• **INPUT DATA**
* BEGIN *

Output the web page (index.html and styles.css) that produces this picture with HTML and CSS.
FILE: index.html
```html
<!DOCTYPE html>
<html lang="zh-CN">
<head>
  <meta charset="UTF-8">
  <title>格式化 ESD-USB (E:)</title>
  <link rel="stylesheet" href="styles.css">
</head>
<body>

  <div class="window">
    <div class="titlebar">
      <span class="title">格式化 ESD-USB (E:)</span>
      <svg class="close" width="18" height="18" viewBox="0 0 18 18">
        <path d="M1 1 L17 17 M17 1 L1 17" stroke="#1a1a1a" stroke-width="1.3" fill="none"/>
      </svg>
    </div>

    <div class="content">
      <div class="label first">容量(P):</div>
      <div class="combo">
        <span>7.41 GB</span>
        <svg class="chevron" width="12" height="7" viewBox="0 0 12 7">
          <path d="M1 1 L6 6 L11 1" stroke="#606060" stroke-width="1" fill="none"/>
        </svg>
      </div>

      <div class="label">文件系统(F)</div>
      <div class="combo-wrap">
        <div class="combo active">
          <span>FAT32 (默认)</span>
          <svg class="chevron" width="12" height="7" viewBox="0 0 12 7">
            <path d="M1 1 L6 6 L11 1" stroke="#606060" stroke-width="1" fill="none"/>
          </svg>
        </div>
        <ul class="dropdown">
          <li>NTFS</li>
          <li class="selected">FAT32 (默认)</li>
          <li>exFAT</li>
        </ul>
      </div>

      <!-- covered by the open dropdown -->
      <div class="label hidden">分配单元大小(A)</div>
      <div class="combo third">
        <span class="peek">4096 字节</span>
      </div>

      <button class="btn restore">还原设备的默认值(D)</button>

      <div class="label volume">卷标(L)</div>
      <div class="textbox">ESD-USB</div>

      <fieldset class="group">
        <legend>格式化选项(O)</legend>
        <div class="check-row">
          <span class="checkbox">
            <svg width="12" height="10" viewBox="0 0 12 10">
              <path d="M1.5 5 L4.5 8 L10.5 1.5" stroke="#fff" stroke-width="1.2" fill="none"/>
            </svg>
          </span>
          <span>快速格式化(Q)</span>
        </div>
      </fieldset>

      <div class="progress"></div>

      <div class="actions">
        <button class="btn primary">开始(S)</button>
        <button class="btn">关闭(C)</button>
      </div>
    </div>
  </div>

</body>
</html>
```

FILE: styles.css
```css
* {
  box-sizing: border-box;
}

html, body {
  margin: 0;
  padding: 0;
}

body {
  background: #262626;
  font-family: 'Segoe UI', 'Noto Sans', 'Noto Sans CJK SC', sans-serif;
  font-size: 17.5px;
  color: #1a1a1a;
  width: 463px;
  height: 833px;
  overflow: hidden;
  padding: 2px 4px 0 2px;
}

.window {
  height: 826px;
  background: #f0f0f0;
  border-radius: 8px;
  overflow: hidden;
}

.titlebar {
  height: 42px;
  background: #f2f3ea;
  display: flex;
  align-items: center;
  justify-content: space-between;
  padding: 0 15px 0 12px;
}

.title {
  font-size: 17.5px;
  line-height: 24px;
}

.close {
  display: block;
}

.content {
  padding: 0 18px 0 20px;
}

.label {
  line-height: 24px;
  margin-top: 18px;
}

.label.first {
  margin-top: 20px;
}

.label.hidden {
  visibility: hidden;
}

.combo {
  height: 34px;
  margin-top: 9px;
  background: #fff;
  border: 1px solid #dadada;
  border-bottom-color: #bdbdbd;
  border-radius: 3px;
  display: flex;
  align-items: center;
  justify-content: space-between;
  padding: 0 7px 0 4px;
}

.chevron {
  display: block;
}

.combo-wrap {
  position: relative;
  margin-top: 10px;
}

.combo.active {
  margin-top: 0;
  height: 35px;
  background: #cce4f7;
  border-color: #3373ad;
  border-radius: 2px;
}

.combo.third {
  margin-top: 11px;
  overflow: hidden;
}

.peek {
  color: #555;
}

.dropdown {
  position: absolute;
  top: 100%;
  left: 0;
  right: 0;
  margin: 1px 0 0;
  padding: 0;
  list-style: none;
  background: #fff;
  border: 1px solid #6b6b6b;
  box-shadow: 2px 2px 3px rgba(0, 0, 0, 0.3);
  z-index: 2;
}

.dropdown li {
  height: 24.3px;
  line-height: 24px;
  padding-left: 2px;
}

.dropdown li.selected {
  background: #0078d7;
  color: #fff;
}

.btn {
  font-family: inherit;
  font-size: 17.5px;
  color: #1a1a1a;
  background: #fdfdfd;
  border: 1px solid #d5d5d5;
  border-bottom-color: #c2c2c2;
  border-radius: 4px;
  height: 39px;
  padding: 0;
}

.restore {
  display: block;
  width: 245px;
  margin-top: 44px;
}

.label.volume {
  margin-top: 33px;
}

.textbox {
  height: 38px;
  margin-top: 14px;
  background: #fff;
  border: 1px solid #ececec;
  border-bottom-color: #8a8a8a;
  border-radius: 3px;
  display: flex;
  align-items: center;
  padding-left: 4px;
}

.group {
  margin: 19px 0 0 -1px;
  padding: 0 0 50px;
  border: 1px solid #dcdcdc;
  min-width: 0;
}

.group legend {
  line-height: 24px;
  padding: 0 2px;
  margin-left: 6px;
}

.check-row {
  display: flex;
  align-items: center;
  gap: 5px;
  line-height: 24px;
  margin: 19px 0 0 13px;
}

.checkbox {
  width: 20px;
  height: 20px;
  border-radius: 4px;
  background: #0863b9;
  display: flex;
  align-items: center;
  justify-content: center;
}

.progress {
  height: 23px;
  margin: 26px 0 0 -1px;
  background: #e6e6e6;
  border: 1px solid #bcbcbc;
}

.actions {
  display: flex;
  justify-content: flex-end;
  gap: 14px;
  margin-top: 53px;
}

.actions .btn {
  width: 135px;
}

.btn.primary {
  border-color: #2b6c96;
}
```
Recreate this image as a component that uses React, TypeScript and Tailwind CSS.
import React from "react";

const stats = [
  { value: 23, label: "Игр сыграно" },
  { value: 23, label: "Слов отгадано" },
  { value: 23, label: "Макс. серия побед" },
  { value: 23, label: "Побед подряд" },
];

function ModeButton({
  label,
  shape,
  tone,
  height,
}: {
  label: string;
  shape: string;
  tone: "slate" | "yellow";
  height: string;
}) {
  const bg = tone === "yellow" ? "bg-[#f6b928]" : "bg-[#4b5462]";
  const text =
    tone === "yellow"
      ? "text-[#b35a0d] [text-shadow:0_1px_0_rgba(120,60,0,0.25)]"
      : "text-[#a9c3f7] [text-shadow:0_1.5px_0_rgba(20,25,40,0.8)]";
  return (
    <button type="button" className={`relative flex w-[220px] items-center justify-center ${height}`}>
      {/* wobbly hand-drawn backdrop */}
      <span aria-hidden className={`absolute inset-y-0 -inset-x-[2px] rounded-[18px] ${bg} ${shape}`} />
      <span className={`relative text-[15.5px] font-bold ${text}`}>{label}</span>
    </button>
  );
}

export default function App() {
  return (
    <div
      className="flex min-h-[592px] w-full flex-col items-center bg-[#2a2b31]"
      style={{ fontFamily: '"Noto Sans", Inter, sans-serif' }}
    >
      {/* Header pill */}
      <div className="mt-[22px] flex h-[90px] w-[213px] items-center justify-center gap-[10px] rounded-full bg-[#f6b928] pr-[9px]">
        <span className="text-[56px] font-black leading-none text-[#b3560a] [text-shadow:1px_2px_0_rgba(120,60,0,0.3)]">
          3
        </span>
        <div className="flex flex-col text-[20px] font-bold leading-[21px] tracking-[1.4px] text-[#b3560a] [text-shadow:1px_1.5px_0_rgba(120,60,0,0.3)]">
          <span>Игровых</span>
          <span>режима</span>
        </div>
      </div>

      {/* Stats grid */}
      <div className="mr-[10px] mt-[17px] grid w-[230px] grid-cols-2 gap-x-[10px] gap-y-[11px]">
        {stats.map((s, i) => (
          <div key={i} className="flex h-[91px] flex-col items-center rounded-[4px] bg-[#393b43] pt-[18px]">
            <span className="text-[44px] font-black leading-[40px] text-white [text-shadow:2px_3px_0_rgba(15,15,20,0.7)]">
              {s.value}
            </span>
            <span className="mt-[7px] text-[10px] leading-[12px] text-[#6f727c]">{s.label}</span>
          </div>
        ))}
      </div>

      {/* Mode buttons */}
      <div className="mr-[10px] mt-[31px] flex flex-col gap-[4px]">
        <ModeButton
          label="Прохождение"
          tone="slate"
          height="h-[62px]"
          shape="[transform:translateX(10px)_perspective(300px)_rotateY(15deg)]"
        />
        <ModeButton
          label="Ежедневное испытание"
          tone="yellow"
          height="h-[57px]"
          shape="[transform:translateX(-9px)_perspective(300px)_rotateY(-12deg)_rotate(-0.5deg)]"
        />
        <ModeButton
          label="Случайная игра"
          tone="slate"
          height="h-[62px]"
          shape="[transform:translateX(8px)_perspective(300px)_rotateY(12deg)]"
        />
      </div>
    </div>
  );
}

* END *

• **SHORT TASK**
Return the lines from the line with "Recreate this image" through the line with "import React from", inclusive, exactly as they stand, and nothing else.

• **ANSWER TO THE EXERCISE**
Recreate this image as a component that uses React, TypeScript and Tailwind CSS.
import React from "react";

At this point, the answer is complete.